Number two, what do you say about a person who actually flashes his Kalashnikov, puts it on Facebook, and actually tends to glamourise terrorism for everybody?
Should we romanticise such a person, as some people want to do? Or should we say, “Now, this was an encounter, unfortunate as it may be, which happens if we have to maintain the sanctity of the process?”
A grave issue
I think, it is very, very important because the people have taken to the streets. A lot of them may be spontaneous, a lot of them may be saying that it is tragic, that a young boy has been killed – but there has also been a lot of motivation.
Let us not forget, there was a large degree of premeditation on the part of various people, the type of slogans, the type of tweets which have been there.
Now, yesterday, for example, a former chief minister, whose name I shall not mention, gave an interview. I think, he gave an interview more in the nature of political analyst rather than as a politician. I hope so, at least. Referring to the Prime Minister’s generosity, appealing to the Prime Minister’s sense – the same issues which Atal Behari Vajpayee raised – he said that the azadi that the Prime Minister spoke of is not the azadi that the protestors want. They want azadi from India.
Now, I presume he was speaking as a political analyst, not as someone who is a participant, who endorses that. This is in context of a very nice list of development works which the hon. Leader of the Opposition presented and which all political parties across the board have said. Here, he again goes on to say,
“That I am disappointed that Narendra Modi presented Kashmir as a development issue. Boys throwing stones don’t want laptops.”
Now, this is a very grave issue.

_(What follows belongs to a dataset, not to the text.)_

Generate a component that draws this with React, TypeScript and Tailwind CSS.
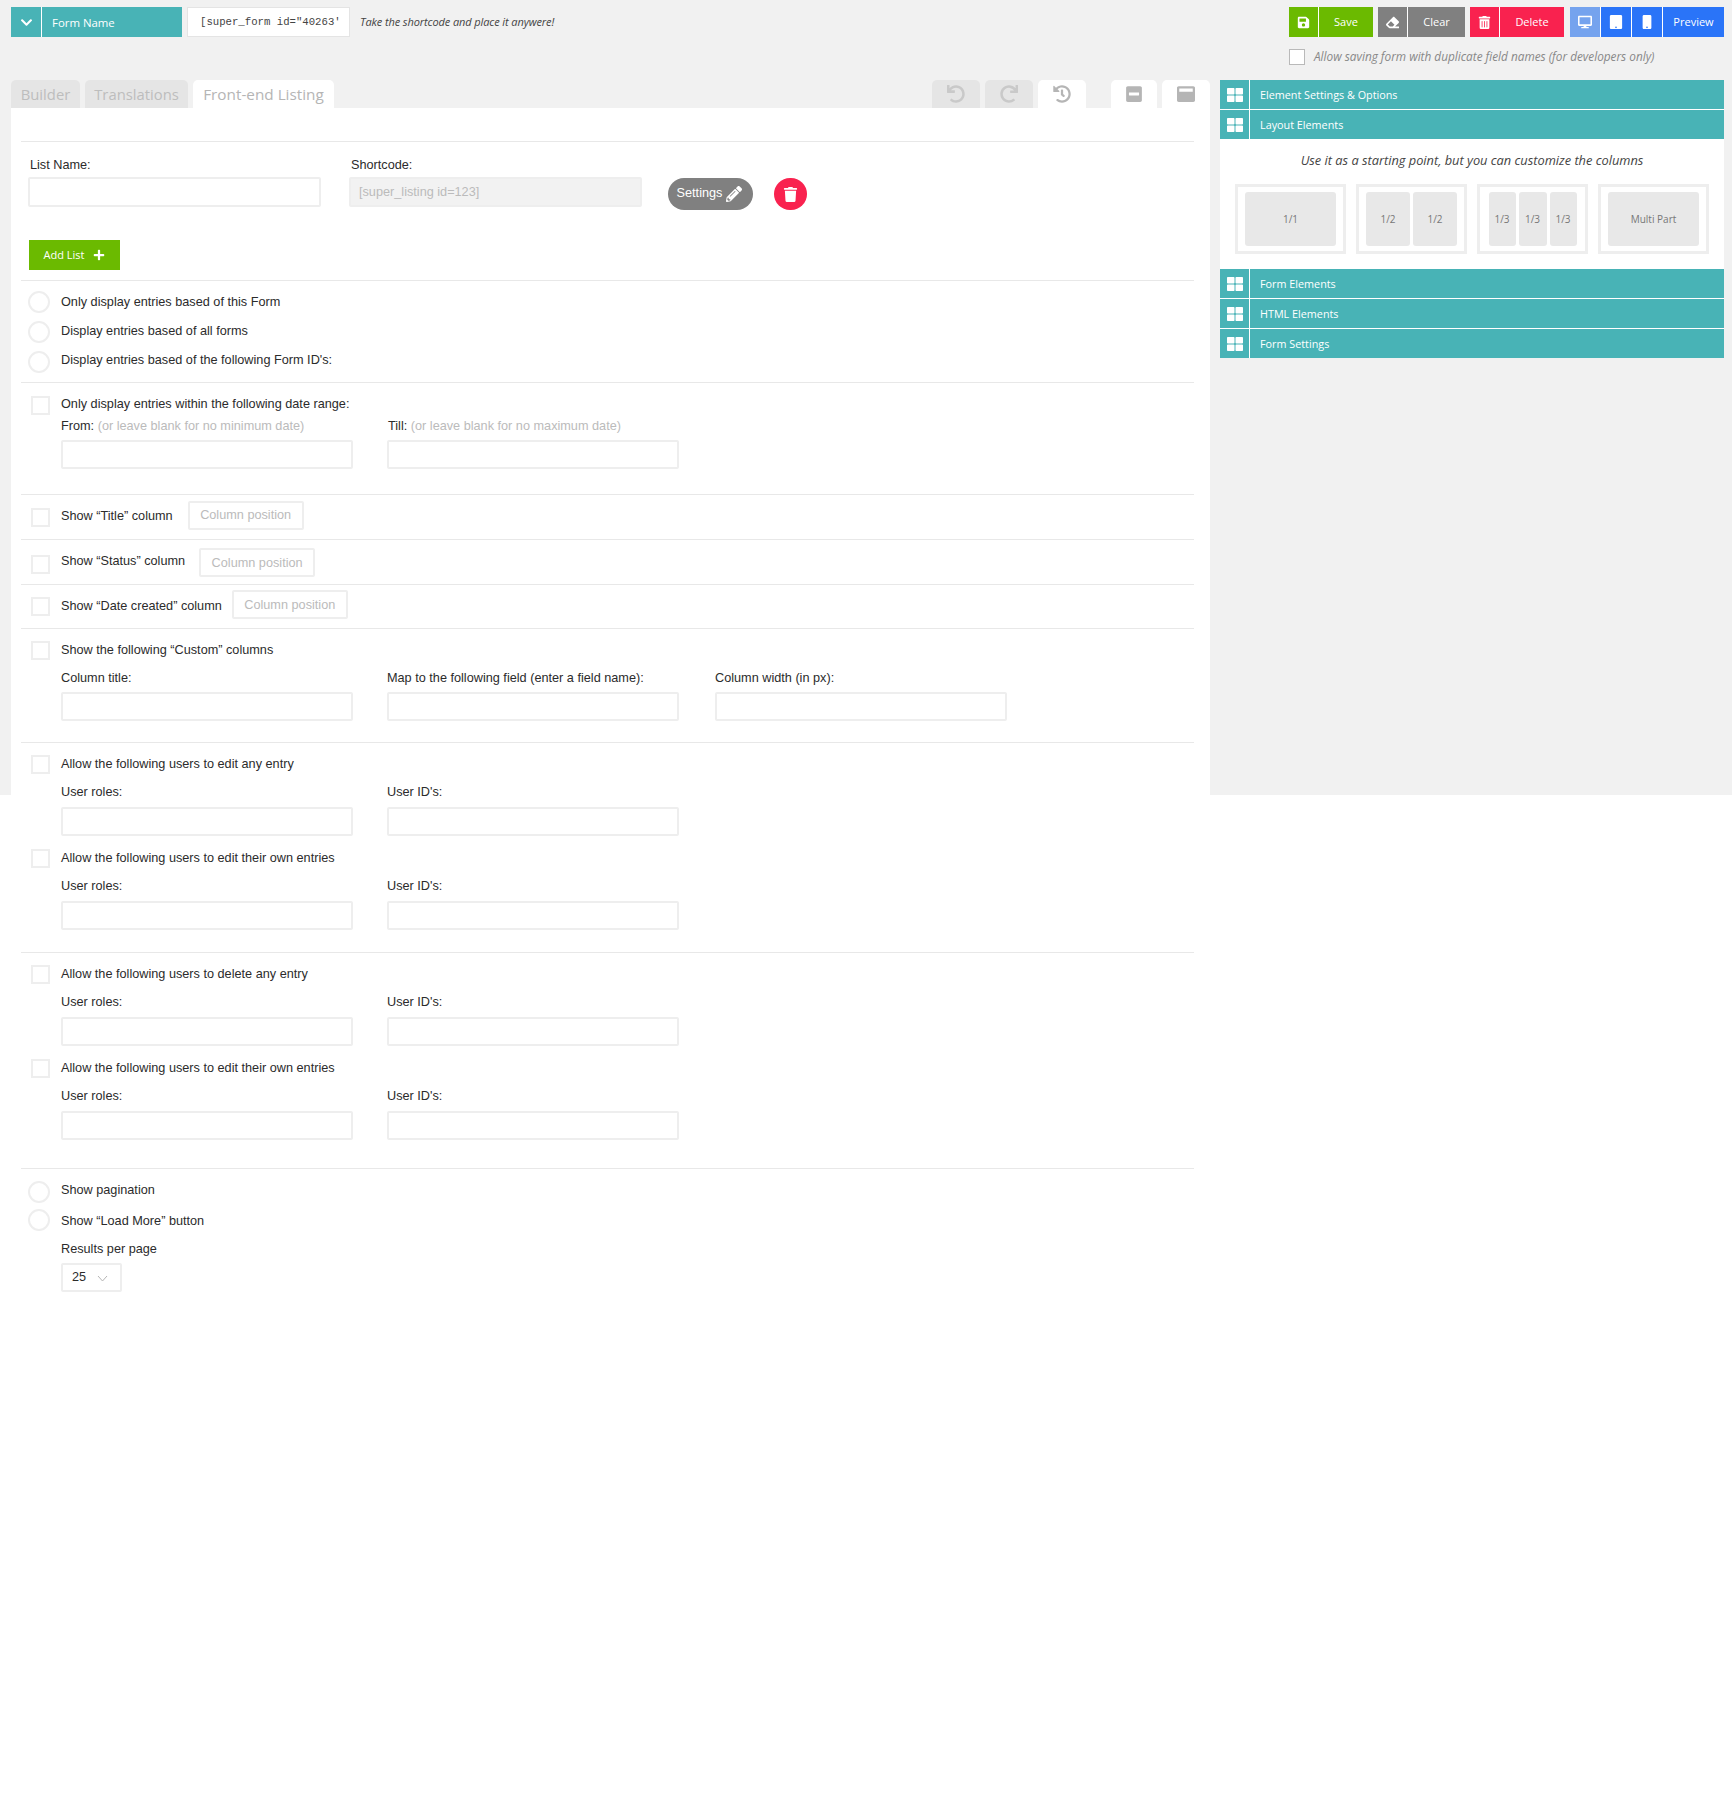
import { ReactNode } from "react";
import {
  FaChevronDown,
  FaDesktop,
  FaEraser,
  FaHistory,
  FaMinusSquare,
  FaMobile,
  FaPencilAlt,
  FaPlus,
  FaRedo,
  FaSave,
  FaTablet,
  FaThLarge,
  FaTrash,
  FaTrashAlt,
  FaUndo,
  FaWindowMaximize,
} from "react-icons/fa";

const uiFont = "font-['Open_Sans',sans-serif]";

function ActionButton({
  icon,
  label,
  color,
  labelWidth,
}: {
  icon: ReactNode;
  label: string;
  color: string;
  labelWidth: string;
}) {
  return (
    <div className={`flex h-[30px] text-white ${color}`}>
      <div className="flex w-[30px] items-center justify-center border-r border-white text-[13px]">{icon}</div>
      <div className={`flex items-center justify-center pt-[1px] text-[11px] ${labelWidth}`}>{label}</div>
    </div>
  );
}

function TopBar() {
  return (
    <header className={`flex h-[80px] justify-between pl-[11px] pr-[8px] pt-[7px] ${uiFont}`}>
      <div className="flex h-[30px] items-center">
        <div className="flex h-full w-[31px] items-center justify-center border-r border-white bg-[#48b3b6] text-[13px] text-white">
          <FaChevronDown />
        </div>
        <div className="flex h-full w-[140px] items-center bg-[#48b3b6] pl-[10px] pt-[1px] text-[11.4px] text-white">Form Name</div>
        <div className="ml-[5px] flex h-full w-[163px] items-center overflow-hidden whitespace-nowrap border border-[#e4e4e4] bg-white pl-[12px] pr-[9px] font-['Liberation_Mono',monospace] text-[10.67px] text-[#444]">
          <span className="block w-full overflow-hidden">[super_form id="40263'</span>
        </div>
        <span className="ml-[10px] pt-[1px] text-[11px] italic tracking-[-0.1px] text-[#444]">Take the shortcode and place it anywere!</span>
      </div>
      <div>
        <div className="flex">
          <ActionButton icon={<FaSave />} label="Save" color="bg-[#6bba00]" labelWidth="w-[54px]" />
          <div className="ml-[5px]">
            <ActionButton icon={<FaEraser />} label="Clear" color="bg-[#808080]" labelWidth="w-[57px]" />
          </div>
          <div className="ml-[5px]">
            <ActionButton icon={<FaTrashAlt />} label="Delete" color="bg-[#f9224f]" labelWidth="w-[64px]" />
          </div>
          <div className="ml-[6px] flex h-[30px] text-white">
            <div className="flex w-[31px] items-center justify-center border-r border-white bg-[#75a3ee] text-[14px]">
              <FaDesktop />
            </div>
            <div className="flex w-[31px] items-center justify-center border-r border-white bg-[#2a74f8] text-[14px]">
              <FaTablet />
            </div>
            <div className="flex w-[31px] items-center justify-center border-r border-white bg-[#2a74f8] text-[14px]">
              <FaMobile />
            </div>
            <div className="flex w-[61px] items-center justify-center bg-[#2a74f8] pt-[1px] text-[11px]">Preview</div>
          </div>
        </div>
        <div className="mt-[11px] flex items-center">
          <div className="h-[16px] w-[16px] border border-[#b9b9b9] bg-white" />
          <span className="ml-[9px] text-[11.8px] italic text-[#888]">Allow saving form with duplicate field names (for developers only)</span>
        </div>
      </div>
    </header>
  );
}

function Tab({ label, active, className }: { label: string; active?: boolean; className: string }) {
  return (
    <div
      className={`flex h-[28px] items-center justify-center rounded-t-[5px] pt-[1px] ${uiFont} ${
        active ? "bg-white text-[15.3px] text-[#b5b5b5]" : "bg-[#e5e5e5] text-[14.8px] text-[#bdbdbd]"
      } ${className}`}
    >
      {label}
    </div>
  );
}

function ToolTab({ icon, active, className }: { icon: ReactNode; active?: boolean; className: string }) {
  return (
    <div
      className={`flex h-[28px] items-center justify-center rounded-t-[5px] text-[18px] ${
        active ? "bg-white text-[#b5b5b5]" : "bg-[#e5e5e5] text-[#c9c9c9]"
      } ${className}`}
    >
      {icon}
    </div>
  );
}

function TabBar() {
  return (
    <div className="flex h-[28px]">
      <Tab label="Builder" className="w-[69px]" />
      <Tab label="Translations" className="ml-[5px] w-[103px]" />
      <Tab label="Front-end Listing" active className="ml-[5px] w-[141px]" />
      <ToolTab icon={<FaUndo />} className="ml-auto w-[48px]" />
      <ToolTab icon={<FaRedo />} className="ml-[5px] w-[48px]" />
      <ToolTab icon={<FaHistory />} active className="ml-[5px] w-[48px]" />
      <ToolTab icon={<FaMinusSquare />} active className="ml-[25px] w-[46px]" />
      <ToolTab icon={<FaWindowMaximize />} active className="ml-[5px] w-[48px]" />
    </div>
  );
}

function TextInput({ className = "", disabled, placeholder }: { className?: string; disabled?: boolean; placeholder?: string }) {
  return (
    <div
      className={`flex h-[29px] w-[292px] shrink-0 items-center rounded-[2px] border-2 border-[#eeeeee] px-[7px] pt-[1px] text-[#bbbbbb] ${
        disabled ? "bg-[#f2f2f2]" : "bg-white"
      } ${className}`}
    >
      {placeholder}
    </div>
  );
}

function Radio({ label, className = "", labelClass = "" }: { label: string; className?: string; labelClass?: string }) {
  return (
    <div className={`flex items-center pl-[7px] ${className}`}>
      <div className="h-[22px] w-[22px] rounded-full border-2 border-[#eeeeee] bg-white" />
      <span className={`ml-[11px] leading-[16px] ${labelClass}`}>{label}</span>
    </div>
  );
}

function Check({
  children,
  className = "",
  labelClass = "mb-[1px]",
}: {
  children: ReactNode;
  className?: string;
  labelClass?: string;
}) {
  return (
    <div className={`flex items-center pl-[10px] ${className}`}>
      <div className="h-[19px] w-[19px] border-2 border-[#eeeeee] bg-white" />
      <span className={`ml-[11px] leading-[16px] ${labelClass}`}>{children}</span>
    </div>
  );
}

function ColumnRow({
  label,
  sectionClass,
  boxClass,
  labelClass = "",
}: {
  label: string;
  sectionClass: string;
  boxClass: string;
  labelClass?: string;
}) {
  return (
    <section className={`border-b border-[#e8e8e8] ${sectionClass}`}>
      <div className="flex h-[29px] items-center pl-[10px]">
        <div className="mt-[4px] h-[19px] w-[19px] border-2 border-[#eeeeee] bg-white" />
        <span className={`ml-[11px] leading-[16px] ${labelClass}`}>{label}</span>
        <div className={`flex h-[29px] w-[116px] items-center justify-center rounded-[2px] border-2 border-[#eeeeee] text-[#bbbbbb] ${boxClass}`}>
          Column position
        </div>
      </div>
    </section>
  );
}

function UserFields() {
  return (
    <div className="mt-[10px] flex gap-[34px] pl-[40px]">
      <div>
        <div className="h-[16px] leading-[16px]">User roles:</div>
        <TextInput className="mt-[7px]" />
      </div>
      <div>
        <div className="h-[16px] leading-[16px]">User ID's:</div>
        <TextInput className="mt-[7px]" />
      </div>
    </div>
  );
}

function ListingForm() {
  return (
    <main className="ml-[10px] mr-[16px] bg-white font-['Liberation_Sans',Arial,sans-serif] text-[12.7px] text-[#2b2b2b]">
      <div className="h-[34px] border-b border-[#e8e8e8]" />

      <section className="h-[139px] border-b border-[#e8e8e8] pl-[7px] pt-[15px]">
        <div className="flex items-start">
          <div className="w-[293px]">
            <div className="h-[16px] pl-[2px] leading-[16px]">List Name:</div>
            <TextInput className="mt-[4px] h-[30px] w-[293px]" />
          </div>
          <div className="ml-[28px] w-[293px]">
            <div className="h-[16px] pl-[2px] leading-[16px]">Shortcode:</div>
            <TextInput disabled placeholder="[super_listing id=123]" className="mt-[4px] h-[30px] w-[293px] pl-[8px]" />
          </div>
          <div className="ml-[26px] mt-[21px] flex h-[32px] w-[85px] items-center justify-center gap-[4px] rounded-full bg-[#808080] text-white">
            <span className="-ml-[2px]">Settings</span>
            <FaPencilAlt className="text-[16px]" />
          </div>
          <div className="ml-[21px] mt-[21px] flex h-[32px] w-[33px] items-center justify-center rounded-full bg-[#f9224f] text-[15px] text-white">
            <FaTrash />
          </div>
        </div>
        <div className={`ml-[1px] mt-[30px] flex h-[30px] w-[91px] items-center justify-center gap-[9px] bg-[#6bba00] text-[11px] text-white ${uiFont}`}>
          <span>Add List</span>
          <FaPlus className="text-[12px]" />
        </div>
      </section>

      <section className="h-[102px] border-b border-[#e8e8e8] pt-[10px]">
        <Radio label="Only display entries based of this Form" />
        <Radio label="Display entries based of all forms" className="mt-[8px]" labelClass="mb-[2px]" />
        <Radio label="Display entries based of the following Form ID's:" className="mt-[8px]" labelClass="mb-[4px]" />
      </section>

      <section className="h-[112px] border-b border-[#e8e8e8] pt-[13px]">
        <Check labelClass="mb-[3px]">Only display entries within the following date range:</Check>
        <div className="mt-[3px] flex gap-[34px] pl-[40px]">
          <div>
            <div className="h-[16px] leading-[16px]">
              From: <span className="text-[#bbbbbb]">(or leave blank for no minimum date)</span>
            </div>
            <TextInput className="mt-[6px]" />
          </div>
          <div>
            <div className="h-[16px] pl-[1px] leading-[16px]">
              Till: <span className="text-[#bbbbbb]">(or leave blank for no maximum date)</span>
            </div>
            <TextInput className="mt-[6px]" />
          </div>
        </div>
      </section>

      <ColumnRow label="Show “Title” column" sectionClass="h-[45px] pt-[6px]" boxClass="ml-[15px] pt-[1px]" />
      <ColumnRow label="Show “Status” column" sectionClass="h-[45px] pt-[8px]" boxClass="ml-[14px] pt-[2px]" labelClass="mb-[3px]" />
      <ColumnRow label="Show “Date created” column" sectionClass="h-[44px] pt-[5px]" boxClass="ml-[10px] pt-[3px]" labelClass="mt-[3px]" />

      <section className="h-[114px] border-b border-[#e8e8e8] pt-[12px]">
        <Check>Show the following “Custom” columns</Check>
        <div className="mt-[10px] flex gap-[34px] pl-[40px]">
          <div>
            <div className="h-[16px] leading-[16px]">Column title:</div>
            <TextInput className="mt-[6px]" />
          </div>
          <div>
            <div className="h-[16px] leading-[16px]">Map to the following field (enter a field name):</div>
            <TextInput className="mt-[6px]" />
          </div>
          <div className="ml-[2px]">
            <div className="h-[16px] leading-[16px]">Column width (in px):</div>
            <TextInput className="mt-[6px]" />
          </div>
        </div>
      </section>

      <section className="h-[210px] border-b border-[#e8e8e8] pt-[12px]">
        <Check>Allow the following users to edit any entry</Check>
        <UserFields />
        <Check className="mt-[13px]">Allow the following users to edit their own entries</Check>
        <UserFields />
      </section>

      <section className="h-[216px] border-b border-[#e8e8e8] pt-[12px]">
        <Check>Allow the following users to delete any entry</Check>
        <UserFields />
        <Check className="mt-[13px]">Allow the following users to edit their own entries</Check>
        <UserFields />
      </section>

      <section className="pt-[12px]">
        <Radio label="Show pagination" labelClass="mb-[4px]" />
        <Radio label="Show “Load More” button" className="mt-[6px]" labelClass="mt-[2px]" />
        <div className="pl-[40px]">
          <div className="mt-[10px] h-[16px] leading-[16px]">Results per page</div>
          <div className="mt-[6px] flex h-[29px] w-[61px] items-center rounded-[2px] border-2 border-[#eeeeee] pl-[9px] pt-[1px]">
            25
            <svg className="ml-[11px]" width="11" height="7" viewBox="0 0 11 7" fill="none" stroke="#b5b5b5" strokeWidth="1">
              <path d="M1 1l4.5 5L10 1" />
            </svg>
          </div>
        </div>
      </section>
    </main>
  );
}

function PanelHeader({ label }: { label: string }) {
  return (
    <div className={`flex h-[30px] border-b border-white bg-[#48b3b6] text-[10.8px] text-white ${uiFont}`}>
      <div className="flex w-[30px] items-center justify-center border-r border-white text-[16px]">
        <FaThLarge />
      </div>
      <div className="flex items-center pl-[10px] pt-[1px]">{label}</div>
    </div>
  );
}

function LayoutCard({ parts }: { parts: { label: string; width: string }[] }) {
  return (
    <div className="flex h-[70px] w-[111px] justify-center gap-[3px] border-[3px] border-[#eeeeee] bg-white px-[7px] py-[5px]">
      {parts.map((part, i) => (
        <div key={i} className={`flex items-center justify-center rounded-[3px] bg-[#e8e8e8] text-[10px] text-[#777] ${part.width}`}>
          {part.label}
        </div>
      ))}
    </div>
  );
}

function Sidebar() {
  return (
    <aside className={`w-[504px] ${uiFont}`}>
      <PanelHeader label="Element Settings & Options" />
      <PanelHeader label="Layout Elements" />
      <div className="-mt-px h-[130px] bg-white pl-[15px] pr-[15px] pt-[13px]">
        <p className="text-center text-[12.8px] italic leading-[16px] text-[#444]">Use it as a starting point, but you can customize the columns</p>
        <div className="mt-[16px] flex justify-between">
          <LayoutCard parts={[{ label: "1/1", width: "w-[91px]" }]} />
          <LayoutCard
            parts={[
              { label: "1/2", width: "w-[44px]" },
              { label: "1/2", width: "w-[44px]" },
            ]}
          />
          <LayoutCard
            parts={[
              { label: "1/3", width: "w-[27px]" },
              { label: "1/3", width: "w-[28px]" },
              { label: "1/3", width: "w-[27px]" },
            ]}
          />
          <LayoutCard parts={[{ label: "Multi Part", width: "w-[91px]" }]} />
        </div>
      </div>
      <PanelHeader label="Form Elements" />
      <PanelHeader label="HTML Elements" />
      <div className="h-[29px] overflow-hidden">
        <PanelHeader label="Form Settings" />
      </div>
    </aside>
  );
}

export default function App() {
  return (
    <div className="min-h-[1795px] bg-white">
      <div className="h-[795px] bg-[#f1f1f1]">
        <TopBar />
        <div className="flex items-start pl-[11px] pr-[8px]">
          <div className="w-[1199px]">
            <TabBar />
            <div className="bg-white">
              <ListingForm />
            </div>
          </div>
          <div className="ml-[10px]">
            <Sidebar />
          </div>
        </div>
      </div>
    </div>
  );
}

We have been talking about development, we have been talking about healing hearts, we have been talking about a sense of equality, prosperity et cetera and unfortunately, we have come across a rather big emotional divide.
I don’t want to go into this entire question of Article 370. It is a contentious issue, I realise, but at that time, it was thought that giving special status would facilitate the process of integration. There were others who thought differently. It would seem today that Article 370 or it may not be Article 370, the mere call for pre-1953 status etc. etc. may have actually hardened rather than facilitate the process of integration. It may have created an emotional schism – and that is a very deep issue, the issue of emotional schism.
Today we are faced with a very, very grave issue – of all the reports on the ground, I just want to mention one particular report which came, which was quoting about a meeting in Qaimoh, which is the main market of Kulgam district, of what one person of the Hurriyat Conference said. This is what he said:
“We are all together and we will fight for Azadi. India wants to establish Pandit colonies here, India wants to set up Sainik colonies and we are not feeling safe in Kashmir.”
This is a complete travesty of reality, but this is the type of propaganda which is going on there, which has been fuelled from across the border by having special trains going from Lahore to somewhere, carrying exaggerated pictures of boys dressed up in bandages saying that we have got pellets, and that these type of gruesome incidents are taking place in Kashmir.
Therefore, while agreeing with Shri Sitaram Yechury that we need a political approach to this, I would like to say that what form of political approach and when is a very, very important question.
According to communist mythology, political power is seized in two ways. But one of the first methods is by establishing, what they call, dual power. It means, there must be a challenge to the legitimacy of the State by creating parallel authorities. And, today, in Kashmir, we are seeing precisely that is happening – an attempt to create dual power. Sharad Yadavji spoke very well about how this message spread to villages. And, that is precisely what it means.
Therefore, when we talk about initiating a political dialogue, when we talk about sending all-party missions to Kashmir, yes, certainly, it must be done. But, let us remember that it cannot be done if we have to tie the hands of the Executive and restrict their operational freedom to, actually, conduct what is necessary, because the threat we face today is qualitatively different.
It is not a mere question of autonomy. It is not a question of pre-1953 status. I am glad that Shri Narasimha Rao had said “sky is the limit” which you have referred here. The question is, here is a threat, an orchestrated terrorist threat to, actually, integrate it in Pakistan. That is what it is all about. And the glorification of terrorism – bleeding hearts that we see in the media are all willy-nilly, actually, succumbing to those designs and not realising that, sometimes, to actually maintain the integrity of India we have to do certain harsh things. But harshness is only to facilitate a process of greater love.